--- start Data section ---

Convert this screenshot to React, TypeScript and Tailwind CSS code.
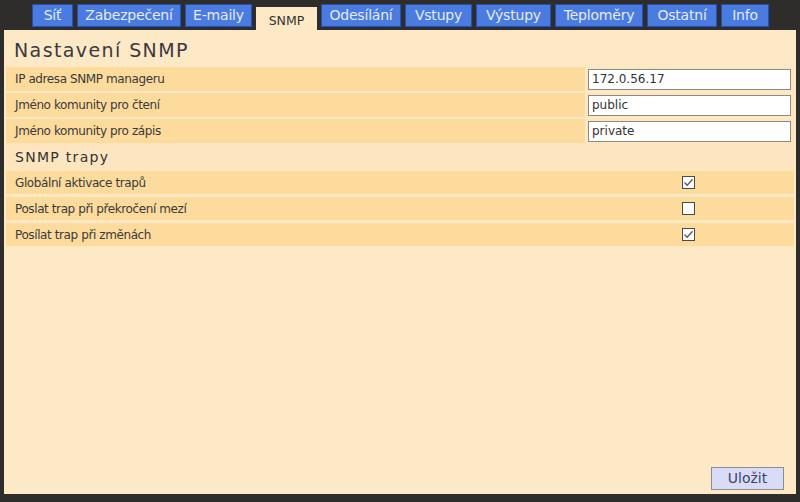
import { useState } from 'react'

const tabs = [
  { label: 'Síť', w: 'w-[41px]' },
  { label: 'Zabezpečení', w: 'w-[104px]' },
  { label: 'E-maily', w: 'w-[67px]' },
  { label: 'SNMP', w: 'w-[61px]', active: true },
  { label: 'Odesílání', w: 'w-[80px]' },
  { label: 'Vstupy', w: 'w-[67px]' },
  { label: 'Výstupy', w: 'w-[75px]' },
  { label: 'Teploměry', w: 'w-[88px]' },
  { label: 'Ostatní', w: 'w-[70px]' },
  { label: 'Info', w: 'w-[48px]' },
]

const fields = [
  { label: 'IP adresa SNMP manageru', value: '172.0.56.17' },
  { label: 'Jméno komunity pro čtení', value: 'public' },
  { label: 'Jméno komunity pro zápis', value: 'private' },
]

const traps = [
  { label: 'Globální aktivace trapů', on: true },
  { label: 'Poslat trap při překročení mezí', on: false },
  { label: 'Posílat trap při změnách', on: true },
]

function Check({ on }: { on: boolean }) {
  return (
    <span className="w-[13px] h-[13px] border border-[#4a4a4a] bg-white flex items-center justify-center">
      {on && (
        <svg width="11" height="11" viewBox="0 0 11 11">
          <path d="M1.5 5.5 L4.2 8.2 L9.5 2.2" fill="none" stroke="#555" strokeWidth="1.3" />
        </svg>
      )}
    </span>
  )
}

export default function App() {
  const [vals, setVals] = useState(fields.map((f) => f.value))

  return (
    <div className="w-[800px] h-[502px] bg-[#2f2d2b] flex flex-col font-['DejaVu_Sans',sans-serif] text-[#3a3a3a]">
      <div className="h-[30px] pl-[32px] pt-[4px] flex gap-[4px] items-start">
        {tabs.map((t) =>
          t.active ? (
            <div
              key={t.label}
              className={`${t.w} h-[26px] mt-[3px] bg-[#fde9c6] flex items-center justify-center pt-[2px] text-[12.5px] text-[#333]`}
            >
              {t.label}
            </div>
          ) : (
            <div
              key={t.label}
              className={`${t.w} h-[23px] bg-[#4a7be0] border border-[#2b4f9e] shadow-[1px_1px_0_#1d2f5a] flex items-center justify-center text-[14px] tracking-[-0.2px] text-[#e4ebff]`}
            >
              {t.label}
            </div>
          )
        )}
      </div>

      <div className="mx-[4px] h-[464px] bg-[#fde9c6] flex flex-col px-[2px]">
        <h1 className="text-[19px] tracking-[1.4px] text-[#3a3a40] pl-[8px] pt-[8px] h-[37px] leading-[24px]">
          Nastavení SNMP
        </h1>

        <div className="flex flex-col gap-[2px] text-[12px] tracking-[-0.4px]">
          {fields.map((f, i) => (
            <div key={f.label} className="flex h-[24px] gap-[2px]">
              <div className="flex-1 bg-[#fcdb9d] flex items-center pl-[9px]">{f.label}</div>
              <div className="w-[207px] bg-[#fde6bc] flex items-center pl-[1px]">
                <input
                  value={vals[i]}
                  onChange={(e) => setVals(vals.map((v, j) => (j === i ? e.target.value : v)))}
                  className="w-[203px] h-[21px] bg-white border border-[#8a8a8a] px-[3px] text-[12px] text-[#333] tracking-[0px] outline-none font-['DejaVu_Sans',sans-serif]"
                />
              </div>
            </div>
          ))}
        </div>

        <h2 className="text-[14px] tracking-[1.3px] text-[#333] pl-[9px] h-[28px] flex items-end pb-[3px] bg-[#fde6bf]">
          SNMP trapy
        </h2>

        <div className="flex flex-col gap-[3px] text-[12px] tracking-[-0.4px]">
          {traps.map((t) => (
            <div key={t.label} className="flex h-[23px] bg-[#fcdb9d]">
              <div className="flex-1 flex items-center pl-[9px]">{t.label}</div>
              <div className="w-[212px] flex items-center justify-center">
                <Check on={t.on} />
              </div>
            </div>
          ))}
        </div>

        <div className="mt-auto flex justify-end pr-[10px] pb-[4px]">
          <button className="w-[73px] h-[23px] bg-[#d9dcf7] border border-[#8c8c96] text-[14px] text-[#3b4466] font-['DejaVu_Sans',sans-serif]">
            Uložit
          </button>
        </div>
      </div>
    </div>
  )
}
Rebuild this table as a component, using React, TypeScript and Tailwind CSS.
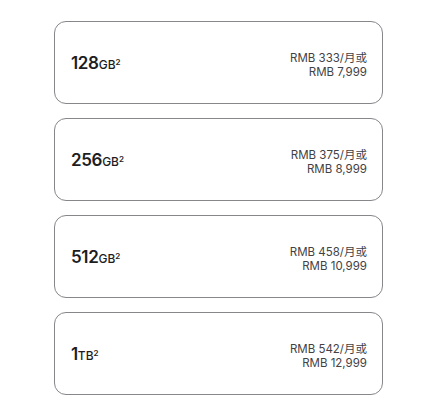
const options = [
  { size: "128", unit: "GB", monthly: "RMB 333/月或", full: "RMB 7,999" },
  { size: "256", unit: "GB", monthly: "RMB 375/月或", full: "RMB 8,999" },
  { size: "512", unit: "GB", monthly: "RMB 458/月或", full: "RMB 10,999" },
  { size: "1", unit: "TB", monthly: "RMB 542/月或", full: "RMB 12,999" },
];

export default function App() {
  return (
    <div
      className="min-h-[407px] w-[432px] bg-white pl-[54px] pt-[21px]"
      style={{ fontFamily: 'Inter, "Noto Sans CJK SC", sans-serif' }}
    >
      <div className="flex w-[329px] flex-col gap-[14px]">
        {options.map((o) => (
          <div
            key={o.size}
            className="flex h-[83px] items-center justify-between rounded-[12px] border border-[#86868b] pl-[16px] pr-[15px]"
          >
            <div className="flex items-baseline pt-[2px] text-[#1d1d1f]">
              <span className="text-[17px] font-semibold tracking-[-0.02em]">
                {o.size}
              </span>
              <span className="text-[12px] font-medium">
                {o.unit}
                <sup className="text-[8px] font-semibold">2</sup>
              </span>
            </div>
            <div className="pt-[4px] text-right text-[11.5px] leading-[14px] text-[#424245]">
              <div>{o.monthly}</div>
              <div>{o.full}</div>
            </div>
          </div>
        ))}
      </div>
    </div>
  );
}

--- end Data section ---

=== What is needed ===
Restate the full listing verbatim and drop every picture.

=== Answer ===
Convert this screenshot to React, TypeScript and Tailwind CSS code.
import { useState } from 'react'

const tabs = [
  { label: 'Síť', w: 'w-[41px]' },
  { label: 'Zabezpečení', w: 'w-[104px]' },
  { label: 'E-maily', w: 'w-[67px]' },
  { label: 'SNMP', w: 'w-[61px]', active: true },
  { label: 'Odesílání', w: 'w-[80px]' },
  { label: 'Vstupy', w: 'w-[67px]' },
  { label: 'Výstupy', w: 'w-[75px]' },
  { label: 'Teploměry', w: 'w-[88px]' },
  { label: 'Ostatní', w: 'w-[70px]' },
  { label: 'Info', w: 'w-[48px]' },
]

const fields = [
  { label: 'IP adresa SNMP manageru', value: '172.0.56.17' },
  { label: 'Jméno komunity pro čtení', value: 'public' },
  { label: 'Jméno komunity pro zápis', value: 'private' },
]

const traps = [
  { label: 'Globální aktivace trapů', on: true },
  { label: 'Poslat trap při překročení mezí', on: false },
  { label: 'Posílat trap při změnách', on: true },
]

function Check({ on }: { on: boolean }) {
  return (
    <span className="w-[13px] h-[13px] border border-[#4a4a4a] bg-white flex items-center justify-center">
      {on && (
        <svg width="11" height="11" viewBox="0 0 11 11">
          <path d="M1.5 5.5 L4.2 8.2 L9.5 2.2" fill="none" stroke="#555" strokeWidth="1.3" />
        </svg>
      )}
    </span>
  )
}

export default function App() {
  const [vals, setVals] = useState(fields.map((f) => f.value))

  return (
    <div className="w-[800px] h-[502px] bg-[#2f2d2b] flex flex-col font-['DejaVu_Sans',sans-serif] text-[#3a3a3a]">
      <div className="h-[30px] pl-[32px] pt-[4px] flex gap-[4px] items-start">
        {tabs.map((t) =>
          t.active ? (
            <div
              key={t.label}
              className={`${t.w} h-[26px] mt-[3px] bg-[#fde9c6] flex items-center justify-center pt-[2px] text-[12.5px] text-[#333]`}
            >
              {t.label}
            </div>
          ) : (
            <div
              key={t.label}
              className={`${t.w} h-[23px] bg-[#4a7be0] border border-[#2b4f9e] shadow-[1px_1px_0_#1d2f5a] flex items-center justify-center text-[14px] tracking-[-0.2px] text-[#e4ebff]`}
            >
              {t.label}
            </div>
          )
        )}
      </div>

      <div className="mx-[4px] h-[464px] bg-[#fde9c6] flex flex-col px-[2px]">
        <h1 className="text-[19px] tracking-[1.4px] text-[#3a3a40] pl-[8px] pt-[8px] h-[37px] leading-[24px]">
          Nastavení SNMP
        </h1>

        <div className="flex flex-col gap-[2px] text-[12px] tracking-[-0.4px]">
          {fields.map((f, i) => (
            <div key={f.label} className="flex h-[24px] gap-[2px]">
              <div className="flex-1 bg-[#fcdb9d] flex items-center pl-[9px]">{f.label}</div>
              <div className="w-[207px] bg-[#fde6bc] flex items-center pl-[1px]">
                <input
                  value={vals[i]}
                  onChange={(e) => setVals(vals.map((v, j) => (j === i ? e.target.value : v)))}
                  className="w-[203px] h-[21px] bg-white border border-[#8a8a8a] px-[3px] text-[12px] text-[#333] tracking-[0px] outline-none font-['DejaVu_Sans',sans-serif]"
                />
              </div>
            </div>
          ))}
        </div>

        <h2 className="text-[14px] tracking-[1.3px] text-[#333] pl-[9px] h-[28px] flex items-end pb-[3px] bg-[#fde6bf]">
          SNMP trapy
        </h2>

        <div className="flex flex-col gap-[3px] text-[12px] tracking-[-0.4px]">
          {traps.map((t) => (
            <div key={t.label} className="flex h-[23px] bg-[#fcdb9d]">
              <div className="flex-1 flex items-center pl-[9px]">{t.label}</div>
              <div className="w-[212px] flex items-center justify-center">
                <Check on={t.on} />
              </div>
            </div>
          ))}
        </div>

        <div className="mt-auto flex justify-end pr-[10px] pb-[4px]">
          <button className="w-[73px] h-[23px] bg-[#d9dcf7] border border-[#8c8c96] text-[14px] text-[#3b4466] font-['DejaVu_Sans',sans-serif]">
            Uložit
          </button>
        </div>
      </div>
    </div>
  )
}
Rebuild this table as a component, using React, TypeScript and Tailwind CSS.
const options = [
  { size: "128", unit: "GB", monthly: "RMB 333/月或", full: "RMB 7,999" },
  { size: "256", unit: "GB", monthly: "RMB 375/月或", full: "RMB 8,999" },
  { size: "512", unit: "GB", monthly: "RMB 458/月或", full: "RMB 10,999" },
  { size: "1", unit: "TB", monthly: "RMB 542/月或", full: "RMB 12,999" },
];

export default function App() {
  return (
    <div
      className="min-h-[407px] w-[432px] bg-white pl-[54px] pt-[21px]"
      style={{ fontFamily: 'Inter, "Noto Sans CJK SC", sans-serif' }}
    >
      <div className="flex w-[329px] flex-col gap-[14px]">
        {options.map((o) => (
          <div
            key={o.size}
            className="flex h-[83px] items-center justify-between rounded-[12px] border border-[#86868b] pl-[16px] pr-[15px]"
          >
            <div className="flex items-baseline pt-[2px] text-[#1d1d1f]">
              <span className="text-[17px] font-semibold tracking-[-0.02em]">
                {o.size}
              </span>
              <span className="text-[12px] font-medium">
                {o.unit}
                <sup className="text-[8px] font-semibold">2</sup>
              </span>
            </div>
            <div className="pt-[4px] text-right text-[11.5px] leading-[14px] text-[#424245]">
              <div>{o.monthly}</div>
              <div>{o.full}</div>
            </div>
          </div>
        ))}
      </div>
    </div>
  );
}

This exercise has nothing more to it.